The BA BCom Trap: Convenience Over Contribution

India produces millions of BA BCom grads yearly—easy admissions, low cutoffs, colonial hangover from UPSC prep. But employability? Dismal. Only basic jobs await, often in services, skipping manufacturing. Jindal highlights: Society pressures "graduate kar lo, shaadi ho jayegi," pushing kids to humanities colleges where 50% marks suffice, unlike STEM's brutal entrances.

Compare costs: BA BCom costs ₹300/year in government colleges; BTech jumps to ₹2 lakh, MBBS crores with donations. Yet ROI? STEM grads face 42% employability, with just 3% engineers landing core jobs above ₹70,000/month. Growth in engineering jobs? Stagnant at 1% since 2022. No wonder families opt for the "safe" BA BCom scam.

China’s STEM Mastery: A 100-Year Lesson

Graphs from 1910-2010 tell the tale. India stuck at <40% STEM graduates; China pivoted to 60%+, fueling its manufacturing hub status and fivefold economy size. Post-independence, China prioritized primary education (100% enrollment by 1950s), then quality secondary, vocational laws in 1986-96, and lured 1 million overseas talents back.

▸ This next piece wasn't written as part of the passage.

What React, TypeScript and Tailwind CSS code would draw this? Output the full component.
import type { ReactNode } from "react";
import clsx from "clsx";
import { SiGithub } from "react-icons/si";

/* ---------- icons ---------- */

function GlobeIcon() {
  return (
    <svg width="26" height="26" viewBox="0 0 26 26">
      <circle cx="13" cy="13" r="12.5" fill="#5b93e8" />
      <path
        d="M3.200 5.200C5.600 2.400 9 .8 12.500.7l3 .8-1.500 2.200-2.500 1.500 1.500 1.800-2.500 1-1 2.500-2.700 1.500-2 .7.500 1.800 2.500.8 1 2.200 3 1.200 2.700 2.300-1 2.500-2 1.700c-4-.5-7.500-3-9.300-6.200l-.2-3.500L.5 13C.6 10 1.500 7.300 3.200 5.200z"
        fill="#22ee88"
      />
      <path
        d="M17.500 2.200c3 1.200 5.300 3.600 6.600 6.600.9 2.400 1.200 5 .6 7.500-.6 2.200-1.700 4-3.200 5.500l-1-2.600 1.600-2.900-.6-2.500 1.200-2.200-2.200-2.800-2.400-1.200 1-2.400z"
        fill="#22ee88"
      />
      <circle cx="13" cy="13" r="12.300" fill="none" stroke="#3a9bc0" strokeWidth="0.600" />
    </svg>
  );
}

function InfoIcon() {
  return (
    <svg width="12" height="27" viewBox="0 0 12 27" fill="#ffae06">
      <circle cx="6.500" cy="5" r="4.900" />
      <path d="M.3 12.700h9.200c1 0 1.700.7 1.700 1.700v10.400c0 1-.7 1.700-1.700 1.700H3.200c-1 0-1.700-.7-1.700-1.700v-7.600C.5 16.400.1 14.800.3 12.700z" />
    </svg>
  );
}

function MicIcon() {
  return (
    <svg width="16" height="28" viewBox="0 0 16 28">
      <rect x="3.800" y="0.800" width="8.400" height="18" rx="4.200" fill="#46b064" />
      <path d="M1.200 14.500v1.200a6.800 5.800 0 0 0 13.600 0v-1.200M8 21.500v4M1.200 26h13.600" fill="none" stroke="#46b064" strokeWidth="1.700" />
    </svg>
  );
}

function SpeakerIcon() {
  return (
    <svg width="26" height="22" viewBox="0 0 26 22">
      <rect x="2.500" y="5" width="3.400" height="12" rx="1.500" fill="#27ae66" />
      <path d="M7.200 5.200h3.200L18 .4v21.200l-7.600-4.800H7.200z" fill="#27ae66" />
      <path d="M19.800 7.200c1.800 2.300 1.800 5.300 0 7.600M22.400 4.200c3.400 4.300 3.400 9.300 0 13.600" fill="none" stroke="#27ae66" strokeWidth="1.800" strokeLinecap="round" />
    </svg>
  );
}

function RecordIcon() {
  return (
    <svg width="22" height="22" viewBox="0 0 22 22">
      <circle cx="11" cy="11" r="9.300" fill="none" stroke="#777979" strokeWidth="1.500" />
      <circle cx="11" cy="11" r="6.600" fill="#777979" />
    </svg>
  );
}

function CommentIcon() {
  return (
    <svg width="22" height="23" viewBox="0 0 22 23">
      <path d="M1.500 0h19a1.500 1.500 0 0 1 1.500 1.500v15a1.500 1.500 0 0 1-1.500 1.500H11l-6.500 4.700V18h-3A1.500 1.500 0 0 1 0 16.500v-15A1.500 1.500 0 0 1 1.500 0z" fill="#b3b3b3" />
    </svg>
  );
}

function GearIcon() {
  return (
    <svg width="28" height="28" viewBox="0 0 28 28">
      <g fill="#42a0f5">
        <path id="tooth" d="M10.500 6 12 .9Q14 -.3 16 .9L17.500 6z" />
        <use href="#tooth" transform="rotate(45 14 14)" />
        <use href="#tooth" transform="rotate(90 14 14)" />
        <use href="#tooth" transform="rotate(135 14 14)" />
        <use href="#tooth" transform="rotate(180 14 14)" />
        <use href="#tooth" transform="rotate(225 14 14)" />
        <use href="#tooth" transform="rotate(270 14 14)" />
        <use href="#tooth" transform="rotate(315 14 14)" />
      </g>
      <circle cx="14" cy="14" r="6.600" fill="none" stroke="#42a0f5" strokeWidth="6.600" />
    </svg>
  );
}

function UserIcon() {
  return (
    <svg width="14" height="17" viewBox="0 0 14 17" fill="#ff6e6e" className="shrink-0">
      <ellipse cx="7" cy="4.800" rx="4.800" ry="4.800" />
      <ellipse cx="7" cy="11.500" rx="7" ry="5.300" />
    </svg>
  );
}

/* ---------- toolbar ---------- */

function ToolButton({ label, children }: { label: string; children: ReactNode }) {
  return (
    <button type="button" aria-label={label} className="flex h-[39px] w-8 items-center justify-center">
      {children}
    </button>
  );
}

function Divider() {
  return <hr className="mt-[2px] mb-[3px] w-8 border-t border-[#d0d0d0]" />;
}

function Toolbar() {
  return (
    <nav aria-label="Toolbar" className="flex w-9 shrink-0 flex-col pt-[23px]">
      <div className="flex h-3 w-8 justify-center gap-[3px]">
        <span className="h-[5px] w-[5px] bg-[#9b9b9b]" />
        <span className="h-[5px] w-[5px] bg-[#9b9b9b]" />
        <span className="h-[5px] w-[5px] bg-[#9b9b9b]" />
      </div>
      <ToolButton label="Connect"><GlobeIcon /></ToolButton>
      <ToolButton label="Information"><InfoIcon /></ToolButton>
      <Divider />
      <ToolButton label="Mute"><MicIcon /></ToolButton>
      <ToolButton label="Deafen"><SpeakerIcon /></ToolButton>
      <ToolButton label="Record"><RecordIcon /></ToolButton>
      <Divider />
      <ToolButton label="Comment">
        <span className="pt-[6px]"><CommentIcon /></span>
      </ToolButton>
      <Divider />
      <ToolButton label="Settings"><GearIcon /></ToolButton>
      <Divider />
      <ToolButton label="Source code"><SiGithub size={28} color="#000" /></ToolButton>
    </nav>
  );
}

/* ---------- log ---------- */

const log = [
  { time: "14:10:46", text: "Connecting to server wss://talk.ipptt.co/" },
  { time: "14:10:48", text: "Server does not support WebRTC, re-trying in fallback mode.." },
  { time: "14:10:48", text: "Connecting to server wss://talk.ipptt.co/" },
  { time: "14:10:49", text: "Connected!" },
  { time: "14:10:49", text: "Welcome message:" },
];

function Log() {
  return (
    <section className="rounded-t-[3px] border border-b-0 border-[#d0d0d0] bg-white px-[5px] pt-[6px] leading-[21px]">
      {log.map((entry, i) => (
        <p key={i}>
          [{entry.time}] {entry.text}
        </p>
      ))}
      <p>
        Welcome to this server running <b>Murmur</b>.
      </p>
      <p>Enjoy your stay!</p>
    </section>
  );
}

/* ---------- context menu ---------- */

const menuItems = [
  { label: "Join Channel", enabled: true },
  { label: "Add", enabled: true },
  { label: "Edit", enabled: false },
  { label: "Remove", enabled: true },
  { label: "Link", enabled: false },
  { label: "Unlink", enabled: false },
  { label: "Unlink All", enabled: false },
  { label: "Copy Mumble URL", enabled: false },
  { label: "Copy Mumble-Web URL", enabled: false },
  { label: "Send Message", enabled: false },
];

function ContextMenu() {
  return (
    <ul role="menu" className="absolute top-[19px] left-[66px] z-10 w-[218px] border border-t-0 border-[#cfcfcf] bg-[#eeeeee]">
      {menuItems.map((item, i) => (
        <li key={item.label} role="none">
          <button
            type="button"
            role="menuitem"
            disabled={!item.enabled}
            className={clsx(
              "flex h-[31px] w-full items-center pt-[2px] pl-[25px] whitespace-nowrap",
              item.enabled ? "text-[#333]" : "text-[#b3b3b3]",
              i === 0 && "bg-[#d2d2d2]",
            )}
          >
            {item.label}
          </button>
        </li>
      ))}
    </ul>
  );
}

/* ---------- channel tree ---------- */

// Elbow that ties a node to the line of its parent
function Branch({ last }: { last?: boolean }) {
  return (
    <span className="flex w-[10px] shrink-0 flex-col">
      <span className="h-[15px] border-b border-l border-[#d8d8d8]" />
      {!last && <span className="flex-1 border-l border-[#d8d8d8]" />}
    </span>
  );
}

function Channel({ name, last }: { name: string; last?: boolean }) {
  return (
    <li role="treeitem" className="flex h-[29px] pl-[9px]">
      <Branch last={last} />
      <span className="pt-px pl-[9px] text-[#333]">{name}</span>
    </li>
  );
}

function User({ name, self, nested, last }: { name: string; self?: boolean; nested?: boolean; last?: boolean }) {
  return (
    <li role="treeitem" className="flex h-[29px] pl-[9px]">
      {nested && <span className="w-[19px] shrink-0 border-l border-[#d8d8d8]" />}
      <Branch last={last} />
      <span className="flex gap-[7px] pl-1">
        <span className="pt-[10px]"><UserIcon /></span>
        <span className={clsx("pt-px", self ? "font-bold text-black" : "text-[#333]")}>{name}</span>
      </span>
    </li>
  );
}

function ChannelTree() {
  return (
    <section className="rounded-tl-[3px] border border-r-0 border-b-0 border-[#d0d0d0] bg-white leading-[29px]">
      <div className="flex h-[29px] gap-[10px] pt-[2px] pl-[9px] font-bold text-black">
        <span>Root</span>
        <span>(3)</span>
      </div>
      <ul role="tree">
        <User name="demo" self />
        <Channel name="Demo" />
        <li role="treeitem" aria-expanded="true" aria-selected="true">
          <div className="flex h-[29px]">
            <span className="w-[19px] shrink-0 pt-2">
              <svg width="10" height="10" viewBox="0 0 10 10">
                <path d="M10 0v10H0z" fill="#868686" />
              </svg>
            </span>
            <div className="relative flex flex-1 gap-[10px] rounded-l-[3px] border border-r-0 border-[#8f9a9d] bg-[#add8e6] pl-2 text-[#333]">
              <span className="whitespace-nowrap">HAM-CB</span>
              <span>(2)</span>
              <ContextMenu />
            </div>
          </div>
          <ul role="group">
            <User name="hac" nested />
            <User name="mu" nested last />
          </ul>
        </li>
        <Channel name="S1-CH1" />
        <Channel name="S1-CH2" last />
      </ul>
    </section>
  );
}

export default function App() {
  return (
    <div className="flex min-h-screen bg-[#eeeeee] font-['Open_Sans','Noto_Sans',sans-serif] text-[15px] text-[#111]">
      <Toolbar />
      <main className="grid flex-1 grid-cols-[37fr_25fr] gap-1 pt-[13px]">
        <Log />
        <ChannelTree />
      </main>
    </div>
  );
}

Result? China now produces 77,000 STEM PhDs yearly—surpassing the US. Patents? Germany (2 lakh STEM grads) files double India's 64,000 despite fewer students. India boasts 8,000+ universities (world's most), but only 1% are top research hubs vs China's 10%. No Indian scientist has won a Nobel in India since CV Raman 94 years ago.

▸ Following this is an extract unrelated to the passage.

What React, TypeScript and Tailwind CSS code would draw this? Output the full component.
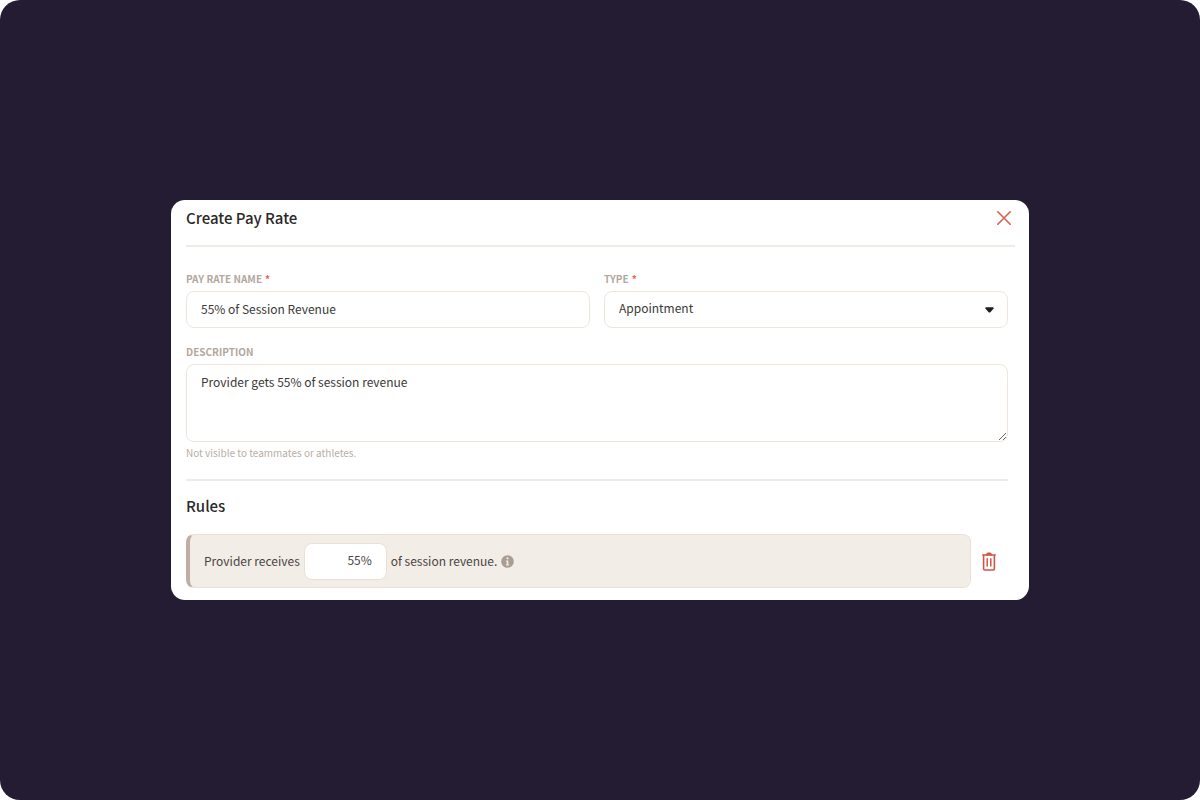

Why STEM Lags: Culture, Cash, and Complacency

Blame high cutoffs, poor ROI (Indian MBBS earns ₹30,000/month vs $50,000 in US), missing scientific mindset. We idolize cricketers, not scientists; R&D spend <1% GDP vs global 2-4%. Publications? India ranks 3rd in quantity, but zero in top-10 quality reads.

Jindal's verdict: Jobless growth persists because masses lack skills. Private sector shuns long-term research like Japan's Shuji Nakamura, who persisted 15 years for blue LED Nobel, boosting Nikon fortunes.

Opinion: Reform Now or Lose the 21st Century

This isn't anti-humanities—it's pro-progress. India must emulate China's bottom-up: Mandate vocational skills, hike R&D to 2% GDP, celebrate scientists, fund IITs for AI/green tech. Cut BA BCom glorification; promote STEM with subsidies, better core-job pipelines.

Youth, skip the BA BCom scam—choose STEM with purpose. Government, build the ecosystem. Beijing writes 21st-century rules; Delhi must catch up. India's potential is unrealized; time to unleash it.